N вдруг подумал о старости этого режима, его бессильной и жалкой старости. О том, как что-то человеческое впервые проступит в нем — как проступает подобие души в осенней растительности. И, представив это будущее, почти примирился с ними, потому что пожалел их. Все они будут честнее к старости, и все одинаково будут чувствовать приближение много более страшной силы, еще более простой, чем они.
Что надумает эта сила? Чем переиродит она их отмену орфографии? Отменит даже такой простой закон, как „око за око“, которым наверняка будет руководствоваться их юриспруденция? Упразднит ритуал приветствия? Придумает какой-нибудь упрощенный вариант половой потребности? Отменит размножение как таковое и все связанные с ним условности, ибо найдет способ размножаться без соития?
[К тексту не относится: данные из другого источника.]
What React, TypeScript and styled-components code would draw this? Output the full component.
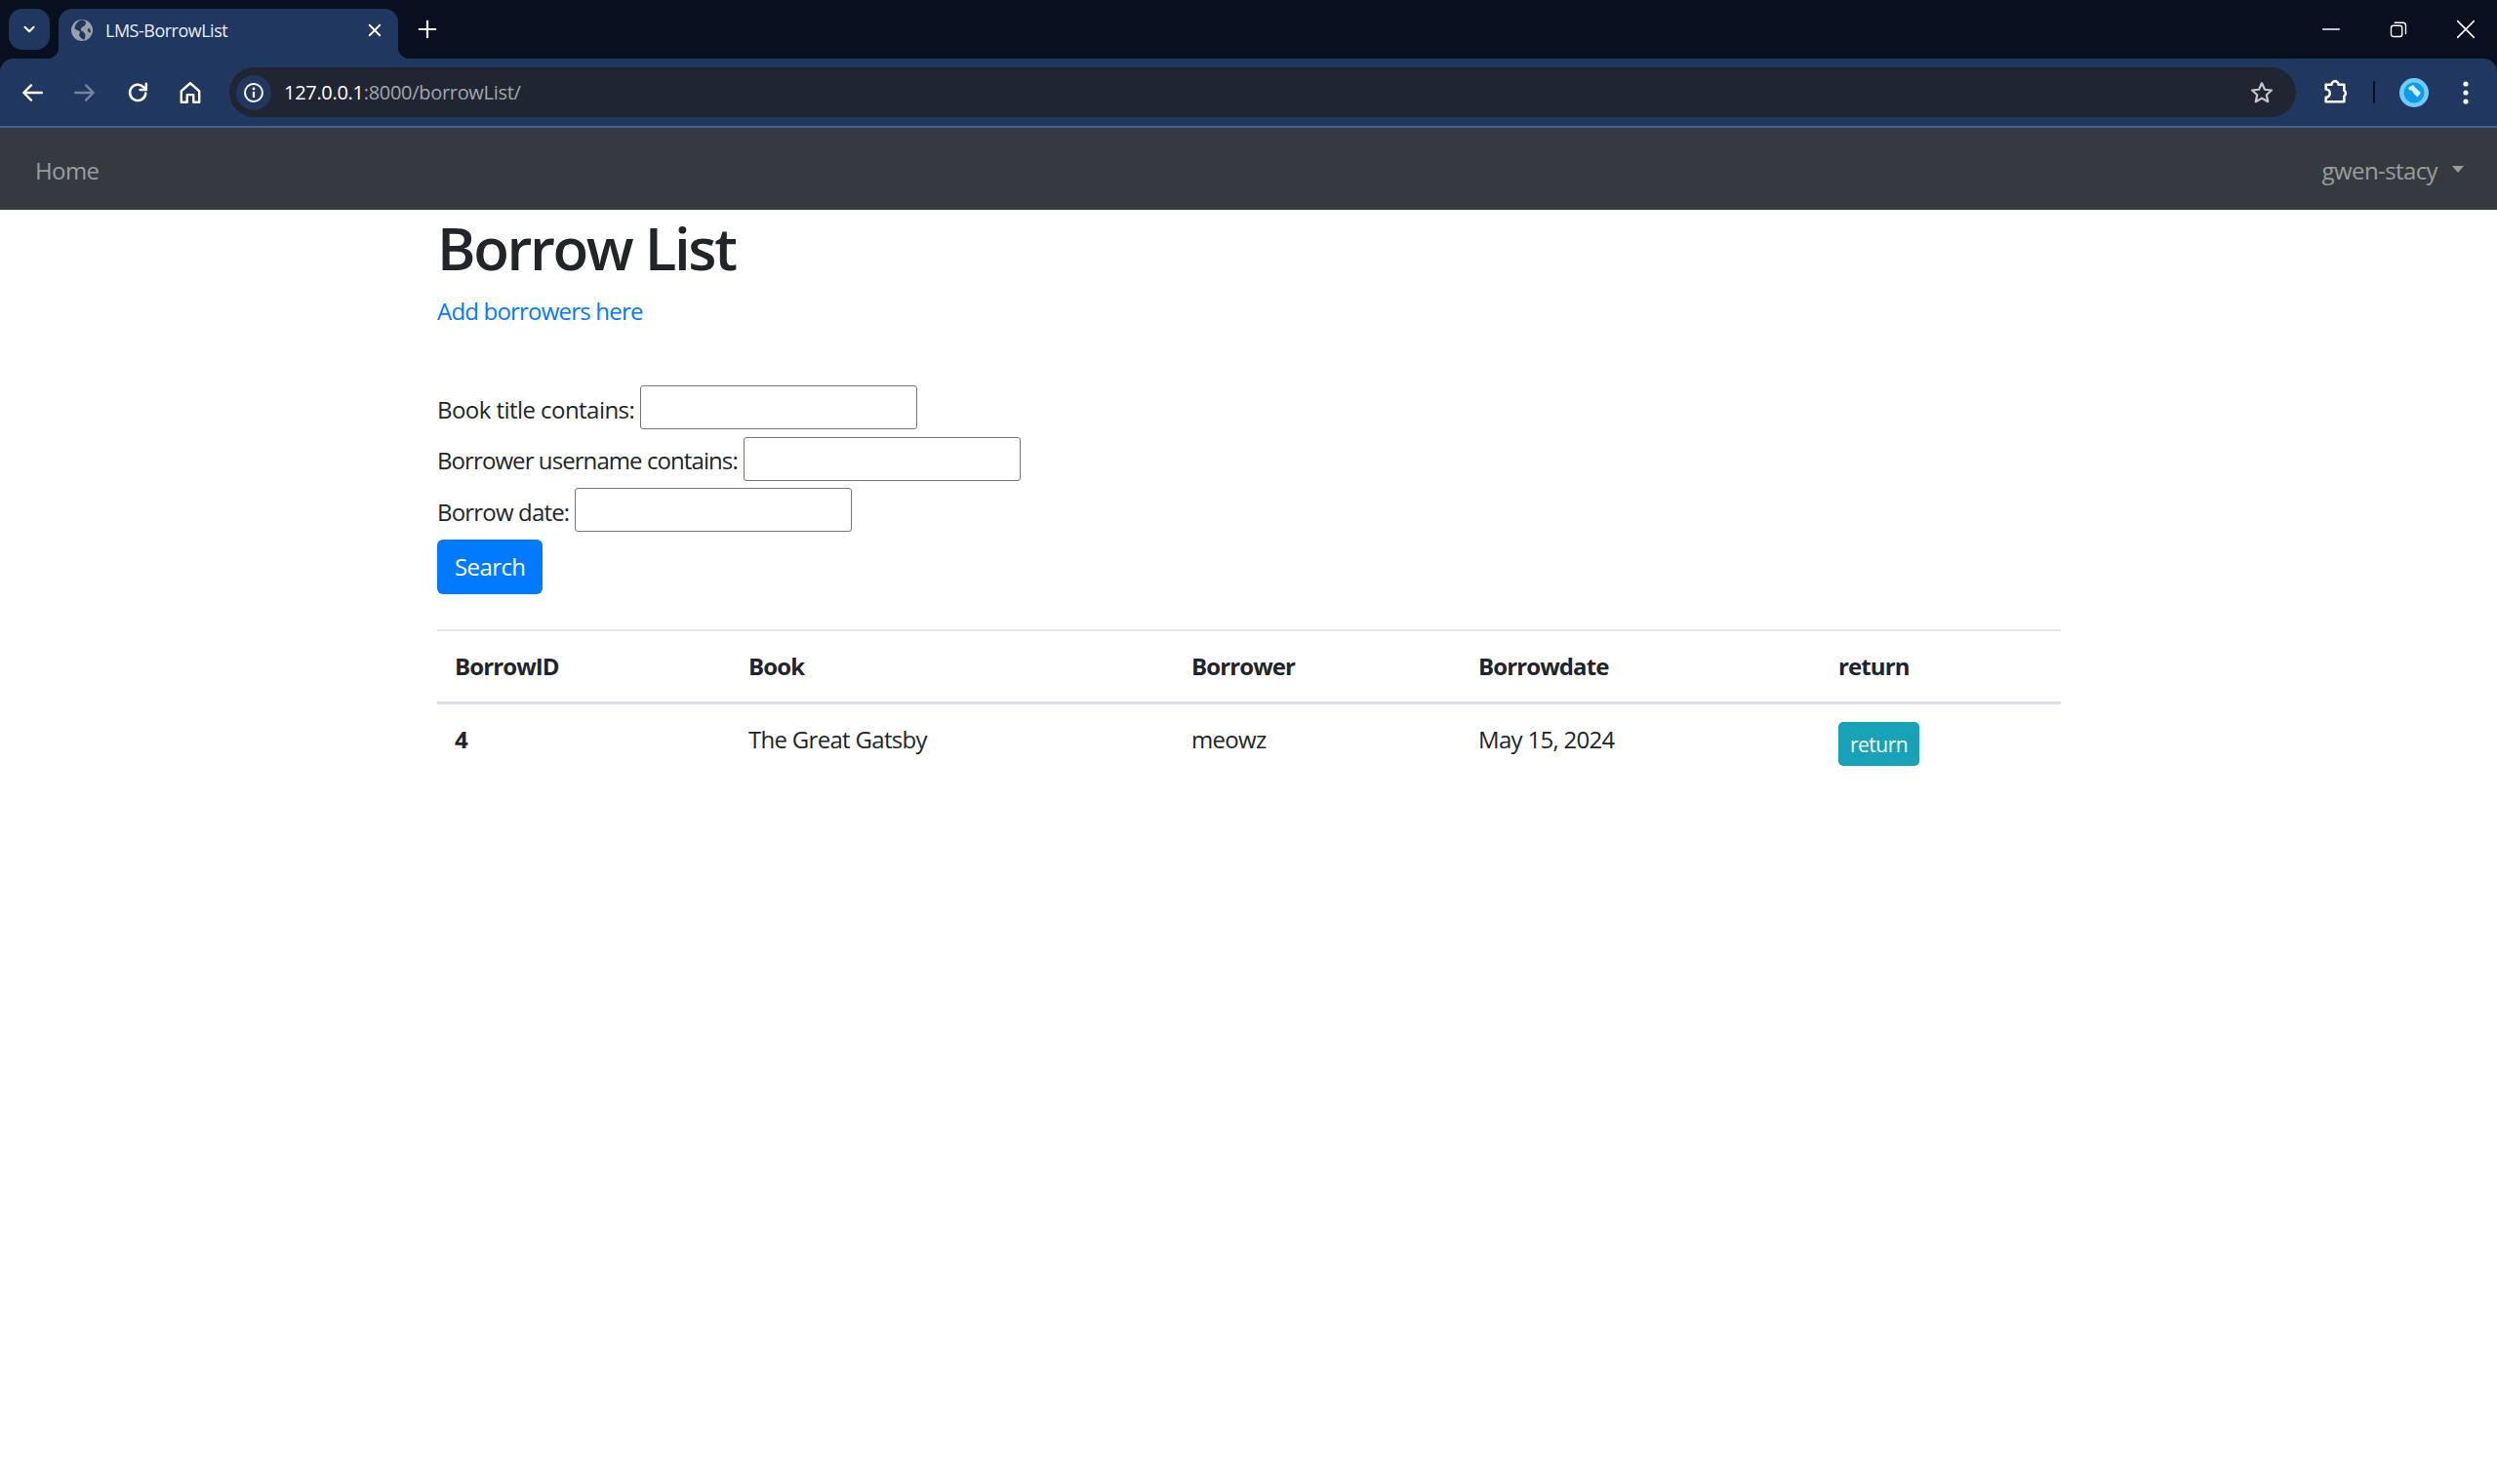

Этого он не знал, но, как знает инженер, что внутри механизма действует еще более сложная и неочевидная схема, так и он за первой волной простоты видел бессчетное множество других, ни одна из которых не была ниже. Он боялся думать о конечном результате, который должен был выглядеть совсем не так, как современный ему человек, — но понимал, что эволюция эта не может быть бесконечна и что обратный путь только начат».